Most of the foregoing is derived from the researches of Jack Schaefer who contributed the introduction to the 1974 reprint. Schmedding was a traditional westerner, tightlipped in the extreme when it came to personal details and with little interest in those of his workmates beyond their name. He goes into great detail in describing his work on the range and the intricacies of bringing wagons across the mesa loaded with wool, hides and blankets for delivery to wholesalers and returning with supplies for the ranch and stock for the trading posts.

 

Joe is fascinated by the Southwestern landscape and the Navajo Indians with whom he lived and traded for thirteen years. His summation of their attitude to progress closely resembles his own – “…[they] have been there for hundreds of years and their conservative nature does not incline them to change.

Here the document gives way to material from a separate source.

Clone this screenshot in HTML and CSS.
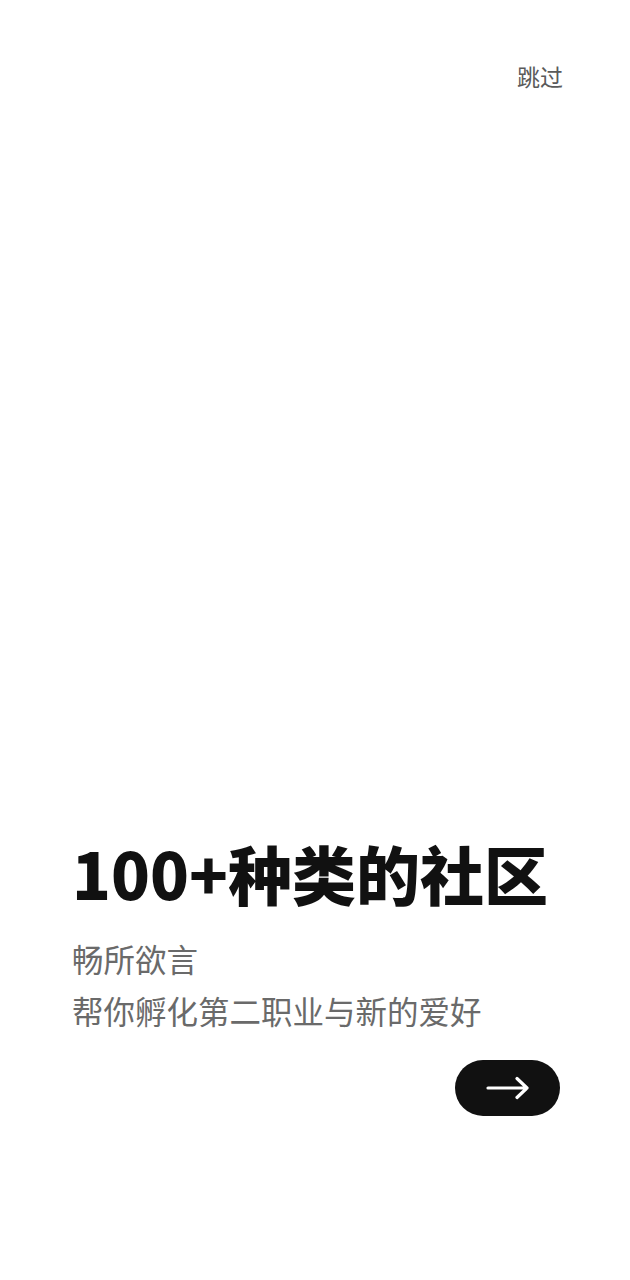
FILE: index.html
```html
<!DOCTYPE html>
<html lang="zh">
<head>
<meta charset="utf-8">
<link rel="stylesheet" href="styles.css">
</head>
<body>
<div class="page">
  <div class="top"><span class="skip">跳过</span></div>
  <div class="content">
    <h1 class="title">100+种类的社区</h1>
    <p class="sub">畅所欲言</p>
    <p class="sub">帮你孵化第二职业与新的爱好</p>
    <div class="actions">
      <button class="next" aria-label="下一步">
        <svg width="44" height="24" viewBox="0 0 44 24"><path d="M2 12H41M31 2.5L41 12L31 21.5" fill="none" stroke="#fff" stroke-width="3.2" stroke-linecap="round" stroke-linejoin="round"/></svg>
      </button>
    </div>
  </div>
</div>
</body>
</html>
```
FILE: styles.css
```css
html, body { margin: 0; padding: 0; background: #fff; }
body { font-family: "Noto Sans CJK SC", "Noto Sans", sans-serif; }
.page { width: 630px; height: 1280px; display: flex; flex-direction: column; }
.top { display: flex; justify-content: flex-end; padding: 60px 67px 0 0; }
.skip { font-size: 23px; line-height: 32px; color: #5a5a5a; }
.content { padding: 0 70px 0 72px; margin-top: 738px; }
.title { margin: 0; font-size: 64px; line-height: 84px; font-weight: 900; color: #111; }
.sub { margin: 0; font-size: 31.5px; line-height: 52px; color: #6a6a6a; }
.sub:first-of-type { margin-top: 18px; }
.actions { display: flex; justify-content: flex-end; margin-top: 24px; }
.next { width: 105px; height: 56px; border: 0; border-radius: 28px; background: #111; display: flex; align-items: center; justify-content: center; padding: 0; }
```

They look with suspicion upon innovations that appear foolish or useless to them. [They] are reluctant to turn form the ways of their forebears. It is difficult to persuade them that ‘improvements’ really do mean a betterment when those changes having nothing to recommend them except being of the today.”

 

Joe Schmedding had unbounded respect for the pioneers and doesn’t attempt to hide his disdain for what would now be termed ‘big government’, and such abominations as saxophones, film cowboys, unassimilated aliens etc. Essentially self-educated, he had nothing if not the courage of his own convictions, which he expresses throughout his memoir.